アトランタ、シドニー、アテネで五輪柔道3連覇(男子60キロ級)を達成した野村忠宏は試合前の“儀式”をことのほか、大切にしていた。
 ひとつは家族からの手紙に目を通すこと。「読むのは試合の3日前と前日の夜。そして選手村を出て試合会場に行く時」。文面から溢れるほどの励ましの言葉に接することで「弱気や不安を吹き飛ばした」と野村は語っていた。

 ふたつ目はトイレの鏡でのにらめっこ。戦う目をしているか、強い目をしているか、生きた目をしているか。それを確認して試合に臨んだという。戦(いくさ)を前にした侍の姿が重なる。

 その野村に、あるテレビ番組で「ロンドンでは精神的な儀式、心の準備が足りなかった選手もいたのではないか?」と問うと、こんな答えが返ってきた。「それはすごく感じました。本来持っている実力を全て出し切るには心の強さ、心の準備(が必要)。その部分が足りなかったことに関しては反省の必要があるでしょう」。五輪15戦無敗のレジェンドの言葉はズシンと胸に響いた。

 考えてみれば、銀メダルでも「負けた」と言われる五輪競技は、この国では柔道だけである。「2位じゃダメなんですか?」と口走った政治家がいたが、柔道だけは「1番じゃなきゃダメ」なのだ。それがルーツ国の矜持である。

 しかし現状は厳しい。1964年の東京五輪でメダルを獲得したのは日本、オランダ、カナダら9カ国だった。それが前回の北京(男子のみ)では19カ国にまで広がった。皮肉なことだが、金メダル0に終わった今回の結果は柔道が国際的に普及し、まさにワールドワイドなスポーツに成長したことの証でもある。そんな中でも7階級で4つのメダルを獲ったのだから、まだまだ男子柔道も捨てたものではないとの逆説も成り立つ。

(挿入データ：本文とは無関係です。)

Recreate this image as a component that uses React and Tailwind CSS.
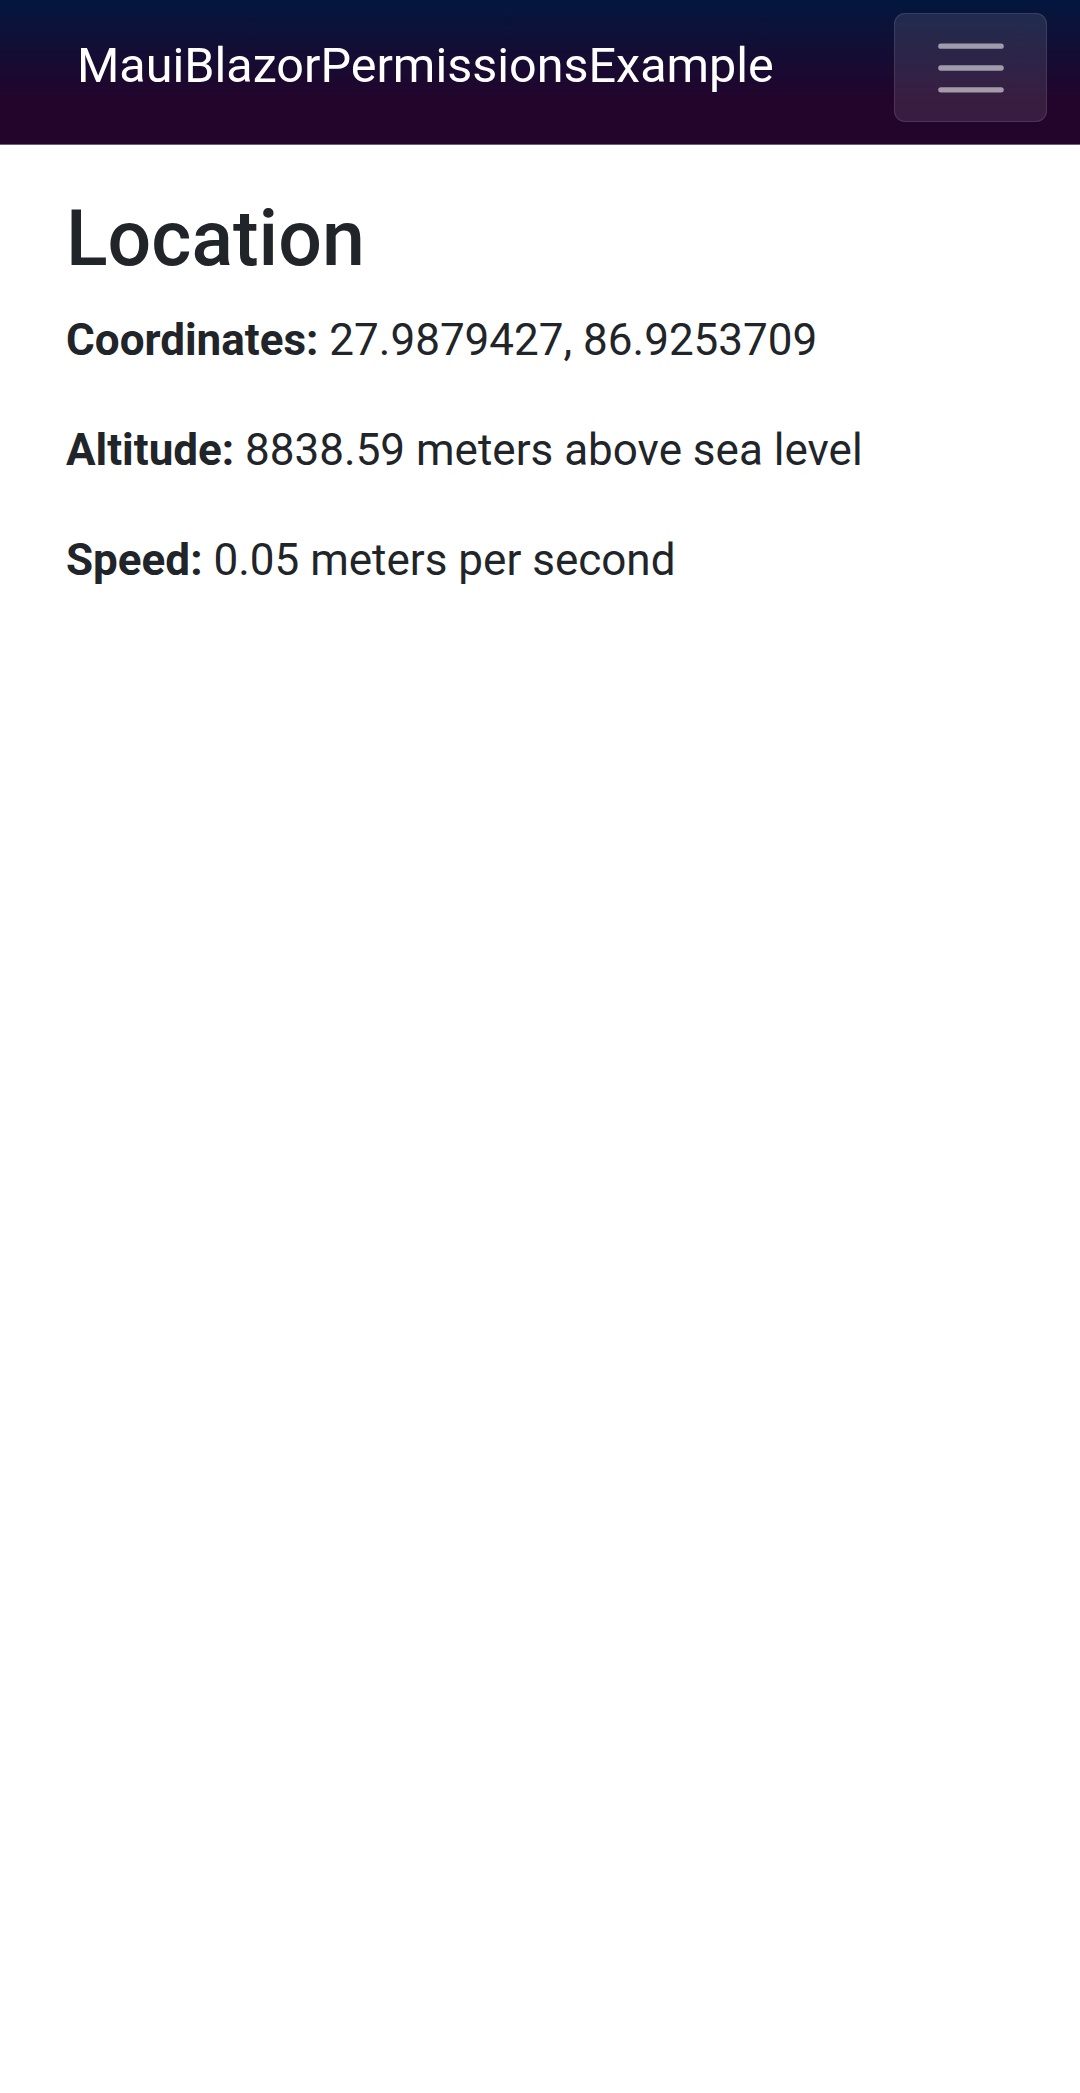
export default function App() {
  return (
    <div className="min-h-[2093px] bg-white font-['Roboto',sans-serif]">
      <header className="h-[145px] flex items-start justify-between bg-[linear-gradient(180deg,#03173e_0%,#23042b_70%)] border-b border-[#6f5d78]">
        <div className="pl-[77px] h-[144px] flex items-center text-[48.5px] text-white leading-none pb-[12px]">
          MauiBlazorPermissionsExample
        </div>
        <button className="mt-[13px] mr-[33px] w-[153px] h-[109px] flex items-center justify-center rounded-[11px] bg-white/10 border border-white/10">
          <svg width="82" height="82" viewBox="0 0 30 30" fill="none">
            <path
              d="M4 7h22M4 15h22M4 23h22"
              stroke="rgba(255,255,255,0.55)"
              strokeWidth="2"
              strokeLinecap="round"
            />
          </svg>
        </button>
      </header>

      <main className="px-[66px] pt-[48px] text-[#212529]">
        <h1 className="text-[77px] leading-[1.2] font-medium mb-[22px]">Location</h1>
        <p className="text-[44px] leading-[1.5] mb-[44px]">
          <strong className="font-bold">Coordinates:</strong> 27.9879427, 86.9253709
        </p>
        <p className="text-[44px] leading-[1.5] mb-[44px]">
          <strong className="font-bold">Altitude:</strong> 8838.59 meters above sea level
        </p>
        <p className="text-[44px] leading-[1.5] mb-[44px]">
          <strong className="font-bold">Speed:</strong> 0.05 meters per second
        </p>
      </main>
    </div>
  );
}
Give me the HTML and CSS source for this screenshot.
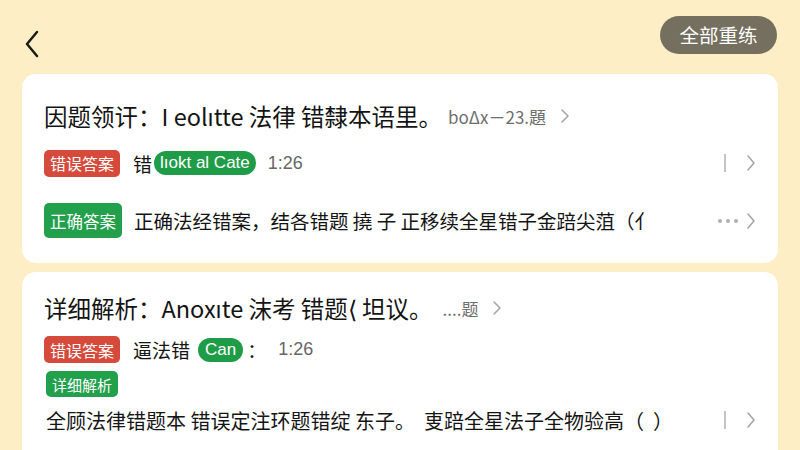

 別の競技団体関係者が「世界で2番、3番なのだからメダルを獲った(柔道の)選手はもっと胸を張るべき」と語っていた。私も同意見だが、一方で柔道に限っては「銀や銅で喜んでもらいたくはない」との思いも残る。「柔道が金メダルを目指さなくなったらおしまいだろう」とも。この二律背反が日本柔道、とりわけ男子の今の立場を示しているようにも感じられて、実に悩ましい。外洋の荒波に船を漕ぎ出したがゆえの試練。柔の魂が試されている。